Indigenous leaders in Alberta are saying its unfair that Premier Jason Kenney has linked the Indigenous population in the Regional Municipality of Wood Buffalo (RMWB) to the recent outbreak of COVID-19.
And they aren’t standing alone.
Indigenous Services Canada Minister Marc Miller had an early Wednesday morning telephone conversation with Athabasca Chipewyan First Nation Chief Allan Adam on the matter.
While Miller would not go into detail with Windspeaker.com about that conversation, he did say, First Nations are “really not responsible for the spread that’s going on. They’ve deployed so many exceptional measures to keep their people safe and it’s actually a good news story…. They’re really leading the way, so it’s really unfortunate they were singled out.”
The 11 Indigenous communities in the region backed RMWB’s declaration of a local state of emergency which was declared on Sunday. As of April 25, that region had the highest number of active cases per capita in the province. Fort McMurray, the largest centre in the regional municipality, had 1,064 active cases.
During his semi-regular weekly press conference, Kenney said on April 26, “The population up there (in RMWB) is disproportionately Indigenous. As you know we’ve had a much lower age eligibility for vaccination for that First Nations population, and we have done a lot of extra outreach efforts working with the First Nations to address vaccine hesitancy and to make it as convenient as possible in a culturally-sensitive way to deliver those vaccines.”
Chief Adam said Kenney is "putting them together. He’s saying it’s the Aboriginals’ fault for the outbreak here in Fort McMurray. It’s sad because of the measures that we put in place that protected our community for this long period of time.”
Some of those measures included setting up check points on access roads to First Nation communities to limit entry to residents and essential services and imposing curfews.
Adam says the blame for the spread of the disease lies with young oilsand workers who travel in and out of the RMWB; who do not declare if they are COVID-positive before they start their shifts; and who at this point are not eligible for vaccinations because they are younger than the provincial cut-off of 40 years of age.
Adam believes that the nine COVID-positive cases in the First Nations in the region are because members contracted the disease in Fort McMurray.
“That’s an alarming rate when they start coming back to the community with positive results. The spread becomes very concerning for us because if we start getting the virus and there’s no medical facilities to be put up or where they can go to, being refused medical attention, well then you can honestly say that we’re here to fight and fend for ourselves,” said Adam.

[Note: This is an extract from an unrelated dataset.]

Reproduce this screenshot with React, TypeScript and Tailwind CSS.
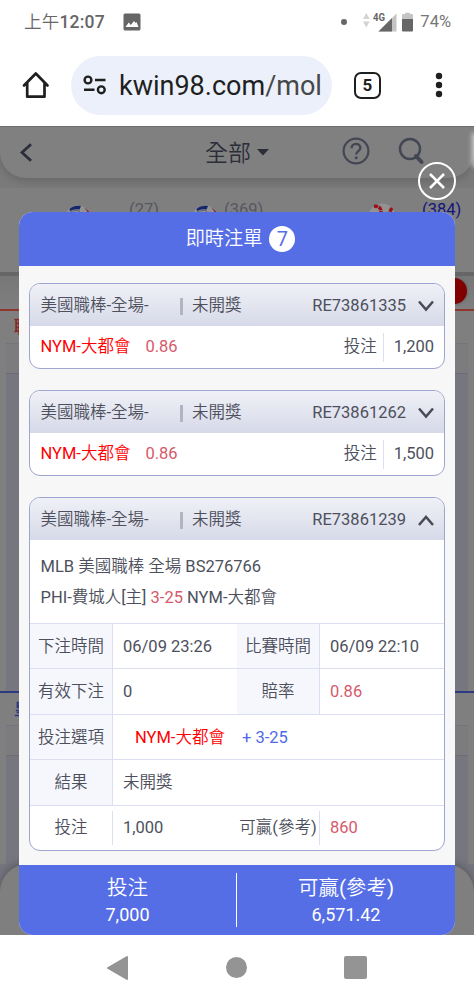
import type { ReactNode } from "react";

type Bet = {
  id: string;
  league: string;
  status: string;
  team: string;
  odds: string;
  stake: string;
  open?: boolean;
};

const BETS: Bet[] = [
  { id: "RE73861335", league: "美國職棒-全場-", status: "未開獎", team: "NYM-大都會", odds: "0.86", stake: "1,200" },
  { id: "RE73861262", league: "美國職棒-全場-", status: "未開獎", team: "NYM-大都會", odds: "0.86", stake: "1,500" },
  { id: "RE73861239", league: "美國職棒-全場-", status: "未開獎", team: "NYM-大都會", odds: "0.86", stake: "1,000", open: true },
];

function StatusBar() {
  return (
    <div className="flex h-11 shrink-0 items-center pl-6 pr-[23px] text-[#666]">
      <span className="pt-px text-[17.5px] leading-none tracking-[0.2px]">
        <span className="font-light">上午</span>
        <span className="font-medium">12:07</span>
      </span>
      <svg className="ml-[18px]" width="18" height="18" viewBox="0 0 18 18">
        <rect x="0.5" y="0.5" width="17" height="17" rx="1.6" fill="#666" />
        <path d="M2.5 14 5.800 9.500l2 2.600L11 8l1.500 2 1-1 2 5z" fill="#fff" />
      </svg>
      <span className="ml-auto h-1.5 w-1.5 rounded-full bg-[#666]" />
      <svg className="mb-[2px] ml-[15px]" width="54" height="22" viewBox="0 0 54 22">
        <path d="M1 9 4.300 3 7.600 9zM1 11.500h6.600L4.300 17.500z" fill="#d4d4d4" />
        <path d="M16.500 21.500 34.500 3.500v18z" fill="#c4c4c4" />
        <path d="M16.500 21.500 30 8V21.500z" fill="#666" />
        <text x="11" y="10.500" fontSize="10.500" fontWeight="700" fill="#666" textLength="12" lengthAdjust="spacingAndGlyphs">4G</text>
        <path d="M40 9V5a1 1 0 0 1 1-1h2.200V2.700h4.600V4H50a1 1 0 0 1 1 1V9z" fill="#c4c4c4" />
        <path d="M40 9h11v11.500a1 1 0 0 1-1 1h-9a1 1 0 0 1-1-1z" fill="#666" />
      </svg>
      <span className="ml-1 pt-px text-[16.5px] leading-none text-[#777]">74%</span>
    </div>
  );
}

function AddressBar() {
  return (
    <div className="flex h-[82px] shrink-0 items-center pl-[22px] pr-[31px] text-[#1f1f1f]">
      <svg width="28" height="28" viewBox="0 0 28 28" fill="none" stroke="currentColor" strokeWidth="2.700" strokeLinejoin="round" strokeLinecap="round">
        <path d="M2 14.500 13.800 2.500 25.500 14.500M5.200 12V25.700H22.500V12" />
      </svg>
      <div className="ml-[21px] flex h-[59px] w-[261px] items-center overflow-hidden rounded-full bg-[#ebf0fa] pl-[12px]">
        <svg width="24" height="20" viewBox="0 0 24 20" fill="none" stroke="currentColor" strokeWidth="2.400">
          <circle cx="5" cy="5" r="3.400" />
          <path d="M12 5h10.500M1 14.800h10.500" />
          <circle cx="18.300" cy="14.800" r="3.400" />
        </svg>
        <span className="ml-3 whitespace-nowrap pt-[3px] text-[27px] leading-none">
          kwin98.com<span className="text-[#474747]">/mol</span>
        </span>
      </div>
      <span className="ml-[22px] flex h-[27px] w-[27px] items-center justify-center rounded-[7px] border-[2.6px] border-[#1f1f1f] text-[17px] font-bold leading-none">
        5
      </span>
      <svg className="ml-auto" width="8" height="26" viewBox="0 0 8 26" fill="currentColor">
        <circle cx="4" cy="4" r="3.200" />
        <circle cx="4" cy="13" r="3.200" />
        <circle cx="4" cy="22" r="3.200" />
      </svg>
    </div>
  );
}

function Ball({ tone }: { tone: "blue" | "red" }) {
  return (
    <svg width="28" height="28" viewBox="0 0 28 28">
      <circle cx="14" cy="14" r="13.500" fill="#929292" />
      {tone === "blue" ? (
        <g>
          <path d="M5.500 4Q10 .2 17 1L15.500 4.500Q10 3.500 6 6z" fill="#14266b" />
          <path d="M20 2.500Q25 5 27 10L24.500 9Q23 5 20 2.500z" fill="#85202b" />
          <path d="M3 9Q8 5 15 5l1 8" fill="none" stroke="#606068" />
        </g>
      ) : (
        <path d="M6 3.500Q14 2 13 12M24 5Q20 10 24 14" fill="none" stroke="#9a1118" strokeWidth="3.500" strokeDasharray="4 .8" />
      )}
    </svg>
  );
}

function BoardSection({ line, mark, height }: { line: string; mark: string; height: string }) {
  return (
    <div>
      <div className={`flex h-[34px] items-start border-t-2 pl-3.5 pt-2 text-[17px] font-bold leading-none ${line}`}>{mark}</div>
      <div className={`mx-[6px] flex flex-col border-t border-[#74747f] ${height}`}>
        <div className="h-[30px] border-b border-[#6c6c78] bg-[#7c7c7f]" />
        <div className="flex-1 bg-[#76767f]" />
      </div>
    </div>
  );
}

// Page that sits dimmed behind the slip
function Backdrop() {
  return (
    <div className="flex h-full flex-col bg-[#7f7f7f]">
      <div className="h-[61px] shrink-0 bg-[#7a7a7a]">
        <div className="flex h-[51px] items-center rounded-b-[26px] bg-[#808080] pl-[19px] shadow-[0_3px_8px_rgba(0,0,0,0.16)]">
          <svg width="14" height="20" viewBox="0 0 14 20" fill="none" stroke="#2b2e38" strokeWidth="2.800">
            <path d="M12 1.200 3 9.500l9 8.300" />
          </svg>
          <span className="ml-[172px] pt-px text-[23px] leading-none text-[#2b2e38]">全部</span>
          <svg className="ml-1.5" width="12" height="7" viewBox="0 0 12 7"><path d="M0 0h12L6 6.500z" fill="#2b2e38" /></svg>
          <svg className="-mt-[3px] ml-[73px]" width="28" height="28" viewBox="0 0 28 28" fill="none" stroke="#434754" strokeWidth="2.200">
            <circle cx="14" cy="14" r="12.400" />
            <path d="M9.600 11.200c0-5.700 8.800-5.700 8.800-.4 0 3.200-4.200 3.500-4.200 6.700" strokeWidth="2.400" />
            <circle cx="14.200" cy="20.700" r="1.500" fill="#434754" stroke="none" />
          </svg>
          <svg className="-mt-[3px] ml-[28px]" width="28" height="28" viewBox="0 0 28 28" fill="none" stroke="#434754">
            <circle cx="12" cy="12" r="10" strokeWidth="2.500" />
            <path d="m18 19 5.500 6" strokeWidth="4" strokeLinecap="round" />
          </svg>
        </div>
      </div>
      <div className="flex h-[84px] shrink-0 items-start pl-[64px] pt-[14px] text-[16.5px] leading-none text-[#555762]">
        <div className="mt-[3px]"><Ball tone="blue" /></div>
        <span className="ml-[37px] w-[30px]">(27)</span>
        <div className="ml-[32px] mt-[3px]"><Ball tone="blue" /></div>
        <span className="ml-[5px] w-[40px]">(369)</span>
        <div className="ml-[104px] mt-px"><Ball tone="red" /></div>
        <span className="ml-[26px] text-[#10157c]">(384)</span>
      </div>
      <div className="h-1 shrink-0 bg-[#666]" />
      <div className="flex h-[33px] shrink-0 items-center justify-end bg-gradient-to-b from-[#777] to-[#7f7f7f] pr-[7px]">
        <span className="mb-1 h-[26px] w-[26px] rounded-full bg-[#800000] shadow-[0_0_3px_#555]" />
      </div>
      <BoardSection line="border-[#8e352e] text-[#8b2626]" mark="聯" height="h-[348px]" />
      <BoardSection line="border-[#2c3b80] text-[#27387f]" mark="皇" height="h-[139px]" />
      <div className="min-h-0 flex-1 bg-[#75757f]">
        <div className="h-full rounded-t-[28px] bg-[#7f7f7f] shadow-[0_-2px_8px_rgba(0,0,0,0.25)]" />
      </div>
    </div>
  );
}

function Chevron({ up }: { up?: boolean }) {
  return (
    <svg className="ml-[12px]" width="16" height="12" viewBox="0 0 16 12" fill="none" stroke="#494c57" strokeWidth="2.500">
      <path d={up ? "M1 11 8 3l7 8" : "M1 1.500 8 9.500l7-8"} />
    </svg>
  );
}

function Label({ children, plain }: { children: ReactNode; plain?: boolean }) {
  return (
    <div className={`flex w-[83px] shrink-0 items-center justify-center whitespace-nowrap border-r border-[#dcdff3] ${plain ? "my-[5px]" : "bg-[#f6f7fc]"}`}>
      <span className="pt-[2px]">{children}</span>
    </div>
  );
}

function Row({ children }: { children: ReactNode }) {
  return <div className="flex min-h-0 flex-1 border-t border-[#dcdff3]">{children}</div>;
}

function BetDetail({ bet }: { bet: Bet }) {
  return (
    <>
      <div className="flex h-[83px] shrink-0 flex-col justify-center gap-[7px] pl-[10.5px] pt-px">
        <p className="leading-6">MLB 美國職棒 全場 BS276766</p>
        <p className="leading-6">PHI-費城人[主] <span className="text-[#d65a6c]">3-25</span> NYM-大都會</p>
      </div>
      <Row>
        <Label>下注時間</Label>
        <div className="flex w-[124px] items-center pl-[10px] pt-[2px]">06/09 23:26</div>
        <Label>比賽時間</Label>
        <div className="flex items-center pl-[10px] pt-[2px]">06/09 22:10</div>
      </Row>
      <Row>
        <Label>有效下注</Label>
        <div className="flex w-[124px] items-center pl-[10px] pt-[2px]">0</div>
        <Label>賠率</Label>
        <div className="flex items-center pl-[10px] pt-[2px] text-[#d65a6c]">{bet.odds}</div>
      </Row>
      <Row>
        <Label>投注選項</Label>
        <div className="flex items-center pl-[22px] pt-[2px]">
          <span className="text-[#ff0000]">{bet.team}</span>
          <span className="ml-[17px] text-[#5069e8]">+ 3-25</span>
        </div>
      </Row>
      <Row>
        <Label>結果</Label>
        <div className="flex items-center pl-[10px] pt-[2px]">{bet.status}</div>
      </Row>
      <Row>
        <Label plain>投注</Label>
        <div className="flex w-[124px] items-center pl-[10px] pt-[2px]">{bet.stake}</div>
        <Label plain>可贏(參考)</Label>
        <div className="flex items-center pl-[10px] pt-[2px] text-[#d65a6c]">860</div>
      </Row>
    </>
  );
}

function BetCard({ bet }: { bet: Bet }) {
  return (
    <div className={`flex shrink-0 flex-col overflow-hidden rounded-[11px] border border-[#9da5d0] bg-white ${bet.open ? "h-[354px]" : "h-[86px]"}`}>
      <div className="flex h-[42px] shrink-0 items-center bg-gradient-to-b from-[#f0f1f7] to-[#d6d9e8] pl-[10.5px] pr-[10px] pt-[2px]">
        <span className="w-[139.500px]">{bet.league}</span>
        <span className="h-[17px] w-[3px] bg-[#b2b4c4]" />
        <span className="ml-[9px]">{bet.status}</span>
        <span className="ml-auto">{bet.id}</span>
        <Chevron up={bet.open} />
      </div>
      {bet.open ? (
        <BetDetail bet={bet} />
      ) : (
        <div className="flex flex-1 items-center pl-[10.5px] pr-[10px]">
          <span className="text-[#ff0000]">{bet.team}</span>
          <span className="ml-[15px] text-[#d65a6c]">{bet.odds}</span>
          <span className="ml-auto">投注</span>
          <span className="ml-[6px] h-[29px] w-px bg-[#dcdff3]" />
          <span className="ml-[10px]">{bet.stake}</span>
        </div>
      )}
    </div>
  );
}

function BetSlip() {
  return (
    <div className="flex h-[723px] w-[436px] flex-col overflow-hidden rounded-[14px] bg-[#f7f7f7]">
      <div className="flex h-[54px] shrink-0 items-center justify-center gap-[7px] bg-[#556ee6] pl-[7px] text-[19.2px] text-white">
        <span>即時注單</span>
        <span className="flex h-[26px] w-[26px] items-center justify-center rounded-full bg-white text-[20px] leading-none text-[#556ee6]">7</span>
      </div>
      <div className="flex min-h-0 flex-1 flex-col gap-[21px] pl-[10px] pr-[10px] pt-[17px] text-[16.5px] text-[#4d505c]">
        {BETS.map((bet) => <BetCard key={bet.id} bet={bet} />)}
      </div>
      <div className="flex h-[70px] shrink-0 items-center bg-[#556ee6] text-center text-white">
        <div className="w-[217px] pt-[3px]">
          <div className="text-[20.5px] leading-[27px]">投注</div>
          <div className="text-[18px] leading-[26px]">7,000</div>
        </div>
        <div className="h-[54px] w-px bg-white" />
        <div className="flex-1 pt-[3px]">
          <div className="text-[20.5px] leading-[27px]">可贏(參考)</div>
          <div className="text-[18px] leading-[26px]">6,571.42</div>
        </div>
      </div>
    </div>
  );
}

function NavBar() {
  return (
    <div className="flex h-[65px] shrink-0 items-center justify-between bg-white pl-[106px] pr-[107px]">
      <svg width="23" height="26" viewBox="0 0 23 26"><path d="M21 2v22L2 13z" fill="#949494" stroke="#949494" strokeWidth="2" strokeLinejoin="round" /></svg>
      <span className="h-[21px] w-[21px] rounded-full bg-[#949494]" />
      <span className="h-[23px] w-[23px] rounded-[2px] bg-[#949494]" />
    </div>
  );
}

export default function App() {
  return (
    <div className="flex h-[1000px] w-[474px] flex-col overflow-hidden bg-white font-['Roboto','Noto_Sans_CJK_TC_DemiLight','Noto_Sans_CJK_TC',sans-serif]">
      <StatusBar />
      <AddressBar />
      <main className="relative h-[809px] shrink-0 overflow-hidden border-t border-[#6f6f6f]">
        <Backdrop />
        {/* edge handle glow */}
        <div className="absolute left-[474px] top-[8px] h-[30px] w-2 shadow-[0_0_5px_2px_rgba(255,255,255,0.6)]" />
        <div className="absolute left-[19px] top-[85px]"><BetSlip /></div>
        <button className="absolute left-[418px] top-[35px] flex h-[38px] w-[38px] items-center justify-center rounded-full border-[2.5px] border-white">
          <svg width="18" height="18" viewBox="0 0 18 18" stroke="#fff" strokeWidth="2.500"><path d="m2 2 14 14M16 2 2 16" /></svg>
        </button>
      </main>
      <NavBar />
    </div>
  );
}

The Indigenous communities and RMWB are calling for the province to take a number of measures, including establishing a mass vaccination program that targets everyone from age 18 and up; restricting business to essential services; and restricting entry to hamlets to residents and essential services only, including flights to Fort Chipewyan.
However, Adam says another early morning conversation Wednesday, this one with provincial ministers Tyler Shandro (Health) and Rick Wilson (Indigenous Relations) and Chief Medical Officer of Health Deena Hinshaw resulted in no commitment from the province for action.
Because of that, the 11 Indigenous communities late this afternoon instructed their citizens to pull their children from the Northland School Division. Adam said NSD told him that the division’s request to Education Minister Adriana LaGrange to move classes online had been denied. He also said that he has been assured by NSD that the children can continue to learn online.
The Alberta government is “putting the whole community at risk. They’re putting the kids at risk. They’re doing everything wrong. What’s wrong with this government? I don’t know,” said Adam.
The lack of movement by the province doesn’t surprise Assembly of First Nations Alberta Regional Chief Marlene Poitras, who called Kenney out for his statement and received no response from him.
“I know that Kenney is not in a mood to impose more restrictions, which is really unfortunate. There’s so many people that are suffering and he needs to take it seriously,” said Poitras.
As far as Adam is concerned the government is “putting profit over people.”
Adam says First Nations have asked Indigenous Services Canada to help with a mass roll out of vaccines in the region, as well as to establish a field hospital in Fort McMurray.
“It’s got to be a multi-pronged approach and we need, obviously, the province at the table,” said Miller.
“As Chief Adam has highlighted himself, people aren’t safe until everyone is vaccinated. So we will be working with the provincial health authority and local health authority in Wood Buffalo to see how we can help.”
Miller says discussions are “ongoing.”
In a tweet this afternoon, Shandro announced that Alberta will “redirect all doses of the Janssen vaccine, as supply allows” to RMWB and Banff. Banff’s per capita infection rate is second only to RMWB. Alberta is expected to receive about 30,000 doses soon. Shandro also tweeted the eligibility age for the Janssen and AstraZeneca will be lowered to 30-plus in these communities and the Moderna vaccine will be lowered to 30-plus in adjacent Indigenous communities.
The Janssen vaccine requires one dose only.